In your original post, Jimmer you listed 1-3.


I am glad to hear that you are doing well. Thanks for the info., I am too leaning toward the Pod.



Thanks for response, I appreciate your feedback.



I agree from all of the feedback that I need to take a second look at the diagnose, Type 1 or 2. Thanks for taking the time to respond.



I assumed that when my endocrinologist told me I was Type 2, that is what I was. At first, I didn’t contribute my weight loss to diabetes due to other things going on in my life. After some research and the information I have learned from this discussion board, I am going to ask for a “re-diagnosis”.

Take Care,

Jimmer -
Read the book “Diabetes Solution”! Believe me, you will really appreciate the info I’m a retired med. chemist and I’m still waiting for Dr. Bernstein (author) to say something that I didn’t think was appropriate. Billie

Zoe- Ditto on 4&5. If I had to make a choice of having type 1 or type 2, type 1 is my preference. I also am hypo thyoid. Billie

Sorry to sound a dissenting note but I can check 4 out of 5 on that list (everything except number 4) plus the joy of being diagnosed in full DKA in the emergency room.

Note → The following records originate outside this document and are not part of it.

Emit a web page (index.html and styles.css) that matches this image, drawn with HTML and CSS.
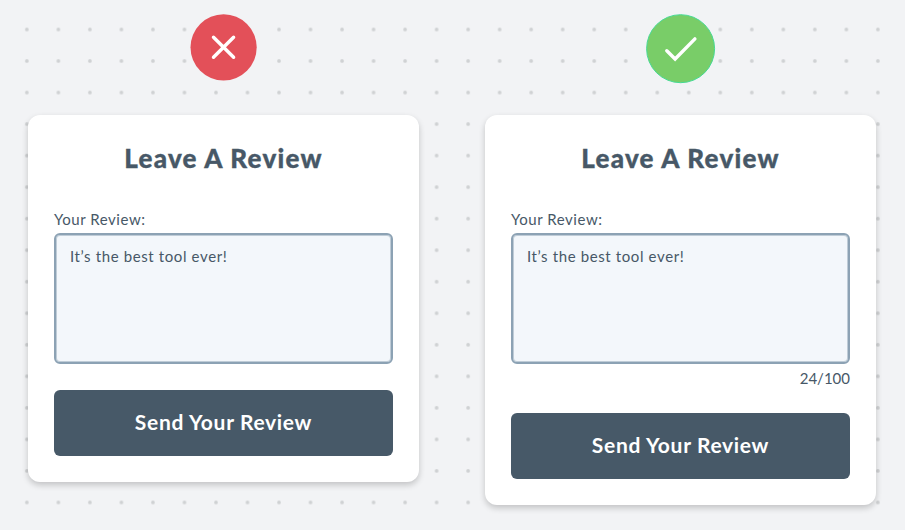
FILE: index.html
```html
<!DOCTYPE html>
<html lang="en">
<head>
<meta charset="utf-8">
<title>Leave A Review</title>
<link rel="stylesheet" href="styles.css">
</head>
<body>
<svg class="dots" aria-hidden="true">
  <defs>
    <pattern id="dot-grid" x="11.1" y="13.8" width="31.52" height="31.53" patternUnits="userSpaceOnUse">
      <circle cx="15.76" cy="15.76" r="1.85"/>
    </pattern>
  </defs>
  <rect width="100%" height="100%" fill="url(#dot-grid)"/>
</svg>
<main class="comparison">
  <section class="example">
    <div class="verdict">
      <svg width="70" height="70" viewBox="0 0 70 70">
        <circle class="bad" cx="34.6" cy="33.3" r="33.1"/>
        <path class="mark" d="M24.5 23.2 44.6 43.3M44.6 23.2 24.5 43.3"/>
      </svg>
    </div>
    <form class="card">
      <h2 class="title">Leave A Review</h2>
      <label class="label" for="review-a">Your Review:</label>
      <textarea class="field" id="review-a" spellcheck="false">It’s the best tool ever!</textarea>
      <button class="send" type="button">Send Your Review</button>
    </form>
  </section>
  <section class="example">
    <div class="verdict">
      <svg width="70" height="70" viewBox="0 0 70 70">
        <circle class="good" cx="34.6" cy="34.7" r="34"/>
        <path class="mark" d="M20.8 36.8 29.1 45 48.9 24.9"/>
      </svg>
    </div>
    <form class="card">
      <h2 class="title">Leave A Review</h2>
      <label class="label" for="review-b">Your Review:</label>
      <textarea class="field" id="review-b" spellcheck="false">It’s the best tool ever!</textarea>
      <div class="count">24/100</div>
      <button class="send" type="button">Send Your Review</button>
    </form>
  </section>
</main>
</body>
</html>
```
FILE: styles.css
```css
* { box-sizing: border-box; }

body {
  margin: 0;
  height: 530px;
  overflow: hidden;
  background: #f2f3f5;
  color: #475867;
  font-family: Lato, "Liberation Sans", sans-serif;
}

.dots {
  position: absolute;
  inset: 0;
  width: 905px;
  height: 530px;
  fill: #cfd1d3;
}

.comparison {
  position: relative;
  display: flex;
  align-items: flex-start;
  gap: 66px;
  padding: 14px 0 0 28px;
}

.example { width: 391px; }

.verdict {
  display: flex;
  justify-content: center;
  height: 101px;
}

.bad { fill: #e35059; }
.good { fill: #79cd68; stroke: #46d993; stroke-width: 1; }
.mark { fill: none; stroke: #fff; stroke-width: 3.4; stroke-linecap: round; }

.card {
  display: flex;
  flex-direction: column;
  padding: 25px 26px 26px;
  border-radius: 12px;
  background: #fff;
  box-shadow: 0 3px 6px rgba(0, 0, 0, .2);
}

.title {
  margin: 0 0 34px;
  font-size: 26px;
  font-weight: 900;
  line-height: 36px;
  letter-spacing: 1.25px;
  text-align: center;
  -webkit-text-stroke: .35px currentColor;
}

.label {
  height: 23px;
  font-size: 15px;
  line-height: 18px;
  letter-spacing: .55px;
}

.field {
  display: block;
  width: 100%;
  height: 131px;
  padding: 11px 14px;
  border: 2px solid #8ca2b4;
  border-radius: 6px;
  background: #f3f7fb;
  box-shadow: inset 0 0 0 1px rgba(140, 162, 180, .5);
  color: inherit;
  font: 15px/20px Lato, "Liberation Sans", sans-serif;
  letter-spacing: .62px;
  resize: none;
}

.count {
  height: 23px;
  padding-top: 4px;
  font-size: 15px;
  line-height: 20px;
  text-align: right;
}

.send {
  height: 66px;
  margin-top: 26px;
  padding: 0 0 2px;
  border: 0;
  border-radius: 6px;
  background: #475968;
  color: #fff;
  font: 700 21px/28px Lato, "Liberation Sans", sans-serif;
  letter-spacing: .68px;
}
```
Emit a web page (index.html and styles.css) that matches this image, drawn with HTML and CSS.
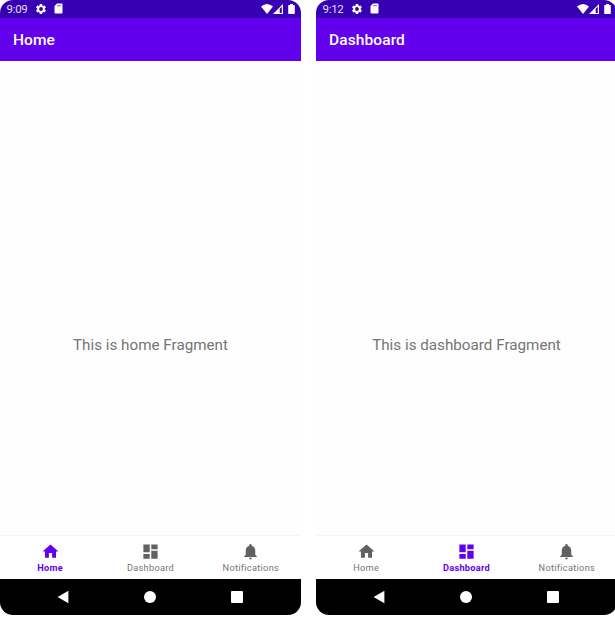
FILE: index.html
```
<!DOCTYPE html>
<html lang="en">
<head>
<meta charset="utf-8">
<title>Bottom navigation</title>
<link rel="stylesheet" href="styles.css">
</head>
<body>
<svg width="0" height="0" class="defs">
  <symbol id="gear" viewBox="0 0 24 24"><path fill-rule="evenodd" d="M19.4 13a7.500 7.500 0 0 0 0-2l2.100-1.600a.5.5 0 0 0 .1-.6l-2-3.500a.5.5 0 0 0-.6-.2l-2.500 1a7.300 7.300 0 0 0-1.700-1L14.400 2.400a.5.5 0 0 0-.5-.4h-4a.5.5 0 0 0-.5.4L9 5.100a7.700 7.700 0 0 0-1.700 1l-2.500-1a.5.5 0 0 0-.6.2l-2 3.500a.5.5 0 0 0 .1.600L4.500 11a8 8 0 0 0 0 2l-2.200 1.600a.5.5 0 0 0-.1.600l2 3.500c.1.200.4.300.6.200l2.500-1a7.300 7.300 0 0 0 1.700 1l.4 2.700c0 .2.200.4.500.4h4c.3 0 .5-.2.500-.4l.4-2.700a7.700 7.700 0 0 0 1.700-1l2.500 1c.2.100.5 0 .6-.2l2-3.500a.5.500 0 0 0-.1-.6zM12 15.800a3.800 3.800 0 1 1 0-7.600 3.800 3.800 0 0 1 0 7.600z"/></symbol>
  <symbol id="card" viewBox="0 0 9 11"><path d="M3 .5h4.500q1 0 1 1v8q0 1-1 1h-6q-1 0-1-1V3z"/><path class="slots" d="M3 2h4v1.300H3z"/></symbol>
  <symbol id="wifi" viewBox="0 0 12 10"><path d="M0 2.600Q6-2.400 12 2.600L6 10z"/></symbol>
  <symbol id="signal" viewBox="0 0 10 10"><path d="M0 10 10 0v10z"/><path class="gap" d="M6.700 4.800 8.800 2.700V9H6.700z"/></symbol>
  <symbol id="battery" viewBox="0 0 7 10"><path d="M2 0h3v1h1q.8 0 .8.800v7.400q0 .8-.8.800H1q-.8 0-.8-.8V1.800Q.2 1 1 1h1z"/></symbol>
  <symbol id="home" viewBox="0 0 24 24"><path d="M10 20v-6h4v6h5v-8h3L12 3 2 12h3v8z"/></symbol>
  <symbol id="dashboard" viewBox="0 0 24 24"><path d="M3 13h8V3H3zm0 8h8v-6H3zm10 0h8V11h-8zm0-18v6h8V3z"/></symbol>
  <symbol id="bell" viewBox="0 0 24 24"><path d="M12 22c1.100 0 2-.9 2-2h-4c0 1.100.89 2 2 2zm6-6v-5c0-3.070-1.640-5.640-4.500-6.320V4c0-.83-.67-1.500-1.500-1.500s-1.500.67-1.500 1.500v.68C7.630 5.360 6 7.920 6 11v5l-2 2v1h16v-1z"/></symbol>
  <symbol id="back" viewBox="0 0 12 14"><path d="M.6 7 11.400.7v12.600z"/></symbol>
</svg>
<main class="screens">
  <section class="phone">
    <div class="status">
      <span class="time">9:09</span>
      <svg class="gear"><use href="#gear"/></svg>
      <svg class="card"><use href="#card"/></svg>
      <svg class="wifi"><use href="#wifi"/></svg>
      <svg class="signal"><use href="#signal"/></svg>
      <svg class="battery"><use href="#battery"/></svg>
    </div>
    <header class="appbar">Home</header>
    <div class="content">This is home Fragment</div>
    <nav class="tabs">
      <div class="tab active"><svg class="i-home"><use href="#home"/></svg><span>Home</span></div>
      <div class="tab"><svg class="i-dash"><use href="#dashboard"/></svg><span>Dashboard</span></div>
      <div class="tab"><svg class="i-bell"><use href="#bell"/></svg><span>Notifications</span></div>
    </nav>
    <div class="system"><svg class="back"><use href="#back"/></svg><i class="circle"></i><i class="square"></i></div>
  </section>
  <section class="phone">
    <div class="status">
      <span class="time">9:12</span>
      <svg class="gear"><use href="#gear"/></svg>
      <svg class="card"><use href="#card"/></svg>
      <svg class="wifi"><use href="#wifi"/></svg>
      <svg class="signal"><use href="#signal"/></svg>
      <svg class="battery"><use href="#battery"/></svg>
    </div>
    <header class="appbar">Dashboard</header>
    <div class="content">This is dashboard Fragment</div>
    <nav class="tabs">
      <div class="tab"><svg class="i-home"><use href="#home"/></svg><span>Home</span></div>
      <div class="tab active"><svg class="i-dash"><use href="#dashboard"/></svg><span>Dashboard</span></div>
      <div class="tab"><svg class="i-bell"><use href="#bell"/></svg><span>Notifications</span></div>
    </nav>
    <div class="system"><svg class="back"><use href="#back"/></svg><i class="circle"></i><i class="square"></i></div>
  </section>
</main>
</body>
</html>
```
FILE: styles.css
```
* { box-sizing: border-box; }
body {
  margin: 0;
  background: #fff;
  font-family: Roboto, sans-serif;
  overflow: hidden;
}
svg { display: block; fill: currentColor; flex: none; }
.defs { position: absolute; }
.screens { display: flex; gap: 15px; }
.phone {
  flex: none;
  width: 301px;
  height: 615px;
  display: flex;
  flex-direction: column;
  overflow: hidden;
  border-radius: 13px;
  background: #fefefe;
}
.status {
  height: 17.5px;
  display: flex;
  align-items: center;
  padding: 0 6px 0 6.500px;
  background: #3700b3;
  color: #fff;
}
.time { width: 29px; font-size: 11.500px; line-height: 16px; padding-top: 1px; letter-spacing: -.3px; color: #e6dcf8; }
.gear { width: 12px; height: 12px; margin-left: -.5px; }
.card { width: 9px; height: 11px; margin-left: 6.500px; }
.slots { fill: #9a7fd8; }
.wifi { width: 12px; height: 10px; margin-left: auto; }
.signal { width: 10px; height: 10px; margin-left: .5px; }
.gap { fill: #3700b3; }
.battery { width: 7px; height: 10px; margin-left: 5px; }
.appbar {
  height: 43px;
  padding-left: 13px;
  background: #6200ee;
  color: #fff;
  font-size: 15.500px;
  font-weight: 500;
  line-height: 45px;
  letter-spacing: .1px;
}
.content {
  flex: 1;
  padding-top: 274.500px;
  text-align: center;
  font-size: 15.200px;
  line-height: 20px;
  letter-spacing: .01px;
  color: #757575;
}
.tabs {
  height: 44px;
  display: flex;
  border-top: 1px solid #f5f5f5;
  background: #fff;
  color: #616161;
}
.tab {
  flex: 1;
  display: flex;
  flex-direction: column;
  align-items: center;
}
.tab svg { height: 19px; margin-top: 5.500px; }
.tab .i-home { width: 19px; }
.tab .i-dash { width: 19px; }
.i-bell { width: 19px; }
.tab span { font-size: 9.200px; line-height: 12px; letter-spacing: .3px; color: #757575; margin-top: 1px; }
.active { color: #6200ee; }
.tab.active span { color: #6200ee; font-weight: 700; letter-spacing: .3px; }
.system {
  height: 36px;
  display: flex;
  align-items: center;
  padding-left: 57px;
  background: #000;
  color: #fff;
}
.back { width: 12px; height: 14px; }
.circle { width: 12px; height: 12px; border-radius: 50%; background: #fff; margin-left: 75px; }
.square { width: 12px; height: 12px; border-radius: 1px; background: #fff; margin-left: 74.500px; }
```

However because I tested negative for antibodies, some of the doctors insist on calling me Type 2 on paper. In practice it makes no difference as they have treated me as a Type 1 from the beginning and I got all the right treatment that I needed. These doctors’ official line is ‘clinically and operationally you are a Type 1 but because you don’t have antibodies, we are ticking the Type 2 box’.

I appreciate I live in a different health system from most of you, where such box-ticking has no implications on insurance coverage or treatment given. And I’d encourage you to investigate if your diabetes is of the insulin-deficient or insulin-resistant variety - a distinction which I find much more useful from ‘Type 1’ vs ‘Type 2’. Have a look at Melitta’s excellent blog post on insulin-deficient diabetes.

I don’t really consider that a dissenting note, Lila. There are always exceptions to every rule, or people who don’t fit into neat categories, and as you said, your own situation is ambiguous. But you are getting the treatment you need, which is, of course, what’s really important.

You are right, that in the U.S. with our very broken health care system having a type 2 rather than a type 1 diagnosis can mean certain signicant reductions in services provided, most notably number of test strips allowed and pump approval.

Whatever you choose to call it (Type 1 and Type 2 are the broad categories currently in use - each way has its flaws, for example some type 1’s develop insulin resistance and many type 2’s eventually become insulin deficient) Jimmer is someone who could benefit on getting his diagnosis clarified.